Quote:

I'm still not convinced that a longer tube has less efficiency over shorter, but numerically more, tubes.



I’ve read it in Corky Bell’s book, I understood it, I think I can explain it.

I suspect that you understand that hte greater the temperature difference, the greater (faster) that heat transfer will occur. It is therefore a non-linear event – with a constant ambient temperature of say 80°, hot coffee will cool faster from 150° to 145° than it will cool from 105° to 100°.

So, consider 1 tube 26" long. I’ll call heat removal ‘X’. Ambient temperature is constant for the whole radiator, so the 2nd section tries to exchange heat with a temperature differential that is lower/closer to ambient, so the 2nd section will not be able to exchange the same heat as the top half, so it will be less than ‘X’. Let’s just say perhaps 1.5 X for the top half and X for the bottom.

Now consider 2 tubes 13” long, and with all other conditions the same, we’ll have 2 times 1.5 X of heat removal. Without a bunch of coefficients, flowrates, and calculations we don’t know the difference between all the X’s, but mathematically/logically we see it.

The same principle explains why adding additional cores/thickness does not increase cooling by the same amount as the core before it. The first row of core receives ambient airflow, but the row of core tubes behind it receives warmer ambient air, and therefore does not exchange as much heat as core #1.
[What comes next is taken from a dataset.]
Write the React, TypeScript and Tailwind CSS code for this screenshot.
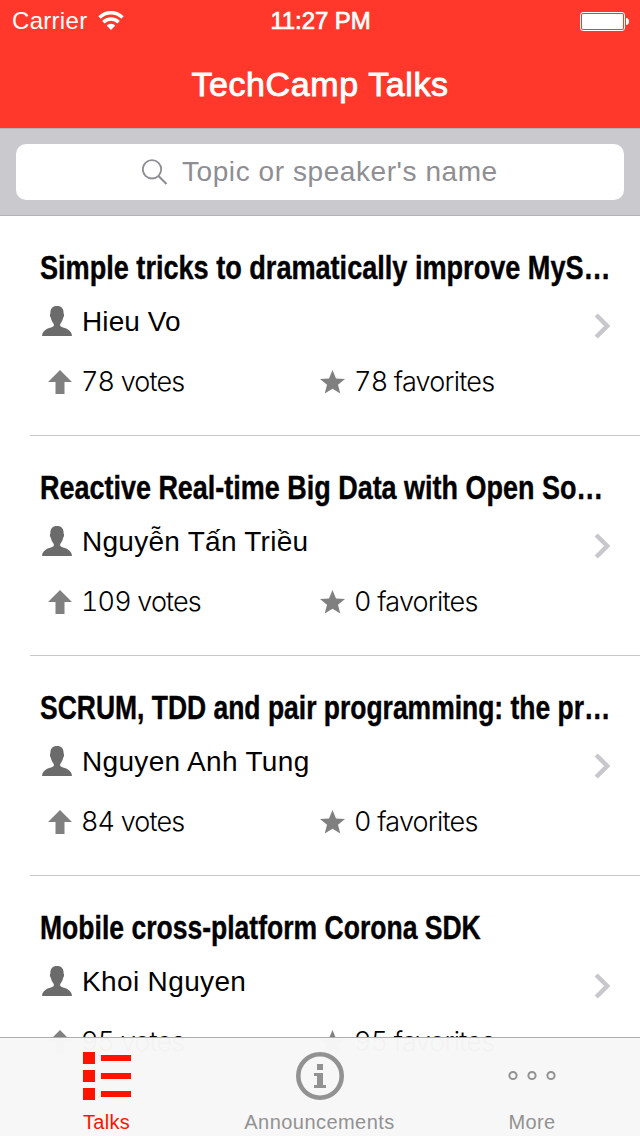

So now you say ’sure, we’ve got more heat rejection from teh 2 short tubes compared to the long one, but logically the overall temperature is lower at the end of the long tube’ (and I agree with that). But as heat rejection and temperature drop aren’t the same thing (there is more energy lost from 150-145 than from 105-100) I would say that as time goes on, the longer tube system would normalize to a higher temperature than it started, and higher than the 2 short tubes.

If anyone can provide a better/correct explanation of this, I'll be glad to edit/delete my wrong info.